Both nations advanced to next year’s finals in Brazil after Iran beat the hosts 1-0 in Ulsan last month in a highly charged encounter stoked by mud-slinging between Iran coach Carlos Queiroz and his South Korean counterpart Choi Kang-hee.
The Korea Football Association (KFA) website crashed due to heavy traffic after angry fans visited the portal to slam the team’s insipid performance, while Choi was criticized heavily in the local media prior to his resignation the next day.
Queiroz’s animated celebrations after the match also drew anger from the KFA, who said he had made a rude gesture after the final whistle which FIFA would investigate.
Despite the bad blood, Yoo Jin-ryong, South Korea’s minister of culture, sports and tourism, and Mohammad Abbasi, Iran’s minister of youth affairs and sports, will ink a deal on the sports exchange programme.

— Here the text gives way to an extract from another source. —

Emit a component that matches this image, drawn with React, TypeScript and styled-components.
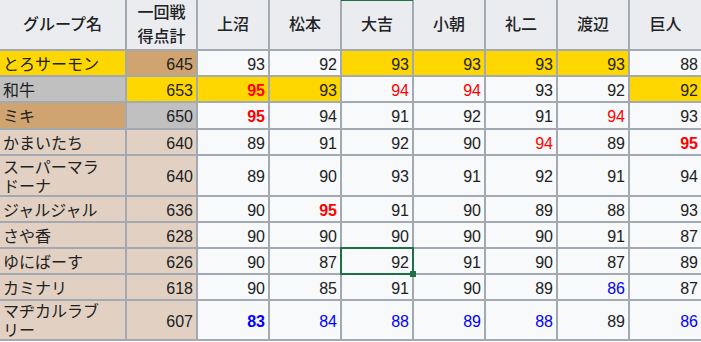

In 2007, the countries had signed a similar agreement and the deal expired in 2010, South Korea’s sports ministry said.
The new agreement would cover bilateral exchange of athletes, coaches and other sports experts and the two countries would also cooperate on matters related to international sports organisations, the Yonhap news agency reported.
“We hope this signing will further expand sports exchanges and cooperation between South Korea and Iran,” Yoo was quoted as saying in the report.
“We also hope that the two countries will actively engage in exchange programs in culture and tourism, among other areas.”